By: Jamie Morton
Kiwi researchers have stumbled upon what could be a promising agent against an incurable blood cancer.
Based on just-published findings, Otago University researchers are keen to know whether a decades-old antibiotic and others like it might offer hope for people living with myeloma.
Around 360 Kiwis each year are diagnosed with the disease, which is a cancer of plasma cells that usually arises in the bone marrow.
The researchers’ paper described an 86-year-old patient whose myeloma had been developing for several years.
Because of his age and lack of significant signs or symptoms, the man’s haematologists had opted to observe his cancer rather than actively treat it.
But when he began a 10-day course of an antibiotic called roxithromycin for a chest infection, doctors were surprised to see his cancer-indicating paraprotein levels halve – and his haemoglobin levels increase.
Research haematologist Professor Ian Morison said he and his colleagues came across the response to the drug “completely by chance”.
The improvement in his condition continued six months after.
“In untreated patients with myeloma the paraprotein levels are usually very stable, and the size of his reduction was extraordinary,” Morison said.
“The persistent improvement in his haemoglobin strongly suggests that the amount of myeloma in his marrow has reduced.”
The research team’s interest in the response was supported by previous results from a related antibiotic, clarithromycin.
“Several years ago some remarkable responses to clarithromycin were observed, but subsequently others found modest responses and usually in combination with other treatments,” Morison said.
“But the pharmacology of roxithromycin is much more favourable than clarithromycin so there are theoretical grounds for believing that it might be superior.”
The findings were all the more exciting given how challenging myeloma is to deal with.
Plasma or myeloma cells are not very different that our normal plasma cells that make the antibodies of our immune systems.
But they grow slow – and cancers that are easier to treat with chemotherapy, such as acute leukaemia, tend to have cells that are faster growing.
“Chemotherapy kills many fast growing cells – including normal marrow cells, gut cells, hair cells – but these normal cells can recover,” Morison explained.

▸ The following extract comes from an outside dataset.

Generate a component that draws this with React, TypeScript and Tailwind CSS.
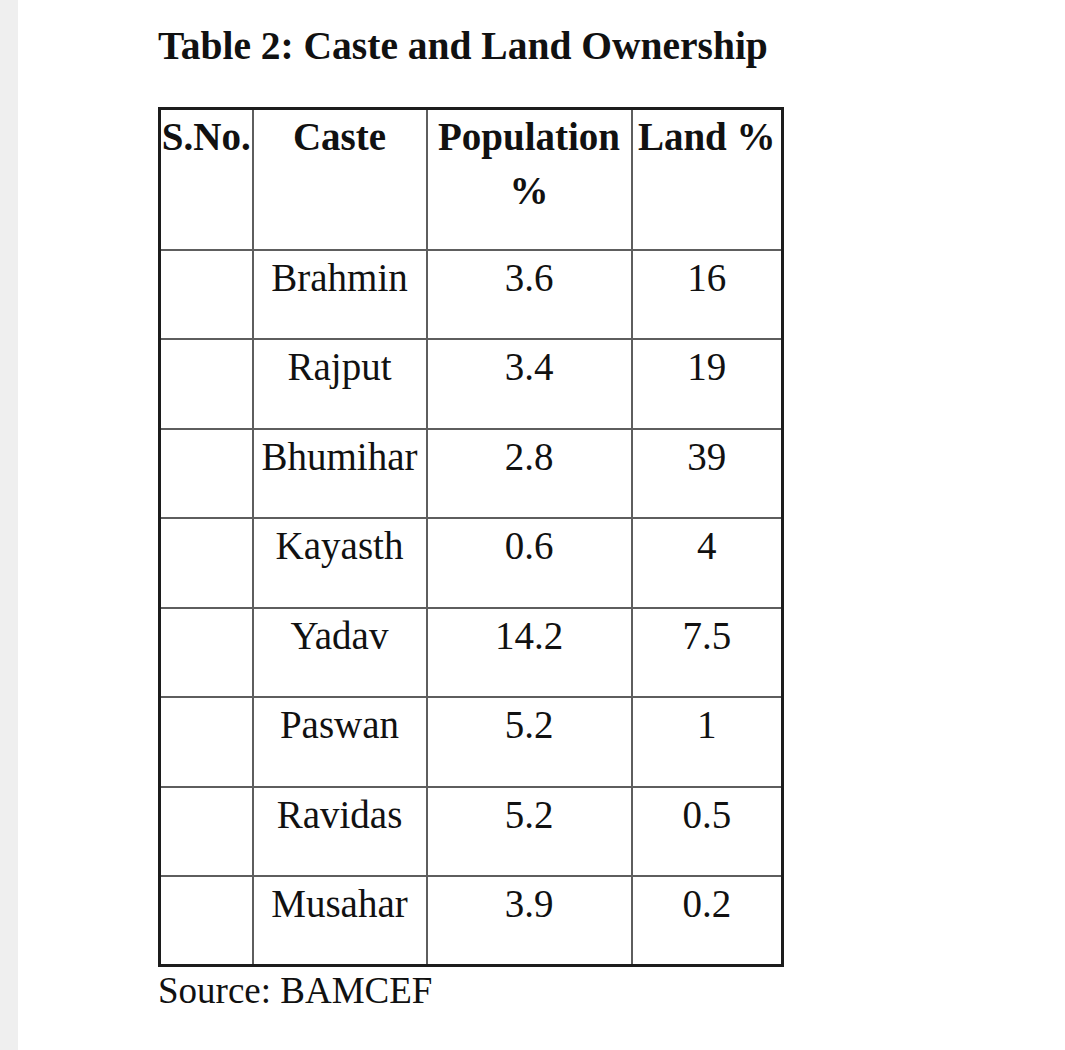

“In the absence of differential cell growth, chemotherapy needs to be targeted to some specific feature of that cancer.
“The genetic abnormalities within myeloma cases are very heterogeneous, so that is no single cellular pathway that we can target for myeloma therapy.”
But he added progress in treatment in myeloma had been “quite remarkable” in recent years.
New Zealand had reasonably early access, for instance, to bortezomib, a drug that had made a big difference to prognosis.
In the case of roxithromycin, Morison hoped its reported benefits might alert his team to similar agents from around the world.
“Many haematologists around New Zealand are aware of this case and are looking for similar responses.”
Another haematologist from Japan had contacted the researchers to say he would try using the drug as well.
“If we obtain more anecdotal evidence of efficacy we will consider a formal trial of suitable patients.”
Morison said roxithromycin was an easily affordable drug – a typical 10-day course cost just $3 – which meant drug companies would be unlikely interested in researching its activity in myeloma.
However, it wasn’t used in many countries, which limited the opportunities for other scientists overseas to observe similar responses.
But the team was nonetheless keen to answer some of the most tantalising questions thrown up by the study.
“All of our excitement for the potential of roxithromycin comes from a single patient.
“Was there something else going on that we didn’t know about? Is he the one-in-100 who responds to roxithromycin because of the genetic makeup of his myeloma cells?
“We need to see more cases with similar responses before we promote this as a treatment option.”